%%

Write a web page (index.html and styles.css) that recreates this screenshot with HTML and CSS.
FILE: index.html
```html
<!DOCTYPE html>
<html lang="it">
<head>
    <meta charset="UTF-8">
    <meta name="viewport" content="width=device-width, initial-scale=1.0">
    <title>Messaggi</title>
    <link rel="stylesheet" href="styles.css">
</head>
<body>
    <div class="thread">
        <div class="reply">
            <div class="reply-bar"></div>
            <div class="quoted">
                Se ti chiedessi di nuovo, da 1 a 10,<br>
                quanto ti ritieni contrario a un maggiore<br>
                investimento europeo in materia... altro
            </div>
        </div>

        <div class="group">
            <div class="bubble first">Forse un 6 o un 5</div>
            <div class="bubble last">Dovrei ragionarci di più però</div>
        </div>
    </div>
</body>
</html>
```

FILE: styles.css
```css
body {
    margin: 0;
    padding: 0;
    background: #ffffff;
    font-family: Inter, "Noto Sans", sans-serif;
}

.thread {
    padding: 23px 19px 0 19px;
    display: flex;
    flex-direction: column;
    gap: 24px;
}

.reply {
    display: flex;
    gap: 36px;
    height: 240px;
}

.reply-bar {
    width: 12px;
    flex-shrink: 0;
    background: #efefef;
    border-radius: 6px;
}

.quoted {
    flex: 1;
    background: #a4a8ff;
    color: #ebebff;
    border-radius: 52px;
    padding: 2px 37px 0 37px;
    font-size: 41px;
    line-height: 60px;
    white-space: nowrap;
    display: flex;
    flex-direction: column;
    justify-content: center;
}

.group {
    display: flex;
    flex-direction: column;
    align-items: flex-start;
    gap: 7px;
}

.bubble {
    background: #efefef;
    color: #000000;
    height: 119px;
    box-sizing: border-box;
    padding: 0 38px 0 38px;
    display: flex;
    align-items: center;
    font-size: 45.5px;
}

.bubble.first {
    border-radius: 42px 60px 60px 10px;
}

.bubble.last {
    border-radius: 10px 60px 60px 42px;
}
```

%%
%%

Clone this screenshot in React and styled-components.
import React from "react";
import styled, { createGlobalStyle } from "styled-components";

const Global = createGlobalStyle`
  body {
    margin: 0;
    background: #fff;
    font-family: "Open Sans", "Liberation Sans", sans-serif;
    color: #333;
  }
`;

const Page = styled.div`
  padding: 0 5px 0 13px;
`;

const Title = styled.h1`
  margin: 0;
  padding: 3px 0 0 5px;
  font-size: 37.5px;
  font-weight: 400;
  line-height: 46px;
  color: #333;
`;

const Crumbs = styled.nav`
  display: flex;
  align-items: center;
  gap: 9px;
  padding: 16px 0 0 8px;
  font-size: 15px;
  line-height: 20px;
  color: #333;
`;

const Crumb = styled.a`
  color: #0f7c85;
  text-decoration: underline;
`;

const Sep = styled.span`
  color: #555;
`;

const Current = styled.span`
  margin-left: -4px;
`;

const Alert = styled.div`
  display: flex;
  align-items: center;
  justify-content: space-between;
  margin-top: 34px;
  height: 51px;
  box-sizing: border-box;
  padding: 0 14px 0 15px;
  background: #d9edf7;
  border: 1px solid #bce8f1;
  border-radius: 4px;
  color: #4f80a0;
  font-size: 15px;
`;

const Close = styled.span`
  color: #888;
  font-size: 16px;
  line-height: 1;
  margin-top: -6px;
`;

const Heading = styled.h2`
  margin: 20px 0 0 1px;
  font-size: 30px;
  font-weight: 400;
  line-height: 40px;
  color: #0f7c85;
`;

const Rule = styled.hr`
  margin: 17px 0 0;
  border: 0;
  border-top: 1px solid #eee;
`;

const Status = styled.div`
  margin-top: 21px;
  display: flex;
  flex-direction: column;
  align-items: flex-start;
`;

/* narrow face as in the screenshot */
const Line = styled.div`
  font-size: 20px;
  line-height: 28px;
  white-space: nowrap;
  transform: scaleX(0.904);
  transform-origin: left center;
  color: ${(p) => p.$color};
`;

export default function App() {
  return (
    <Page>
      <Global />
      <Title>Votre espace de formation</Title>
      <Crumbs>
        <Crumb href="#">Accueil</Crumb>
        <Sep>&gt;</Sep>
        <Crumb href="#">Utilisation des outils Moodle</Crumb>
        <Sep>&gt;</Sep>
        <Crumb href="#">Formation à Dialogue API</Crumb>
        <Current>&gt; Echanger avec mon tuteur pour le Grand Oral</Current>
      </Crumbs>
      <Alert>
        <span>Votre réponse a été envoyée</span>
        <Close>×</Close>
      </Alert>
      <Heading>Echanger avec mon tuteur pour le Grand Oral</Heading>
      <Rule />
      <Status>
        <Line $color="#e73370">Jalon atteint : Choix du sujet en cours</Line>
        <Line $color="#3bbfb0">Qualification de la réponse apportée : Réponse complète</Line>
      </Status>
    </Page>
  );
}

%%

▶ EXERCISE PROMPT
Tally up the lines in the records containing the word "components", then give the count and nothing else.

▶ EXERCISE RESPONSE
2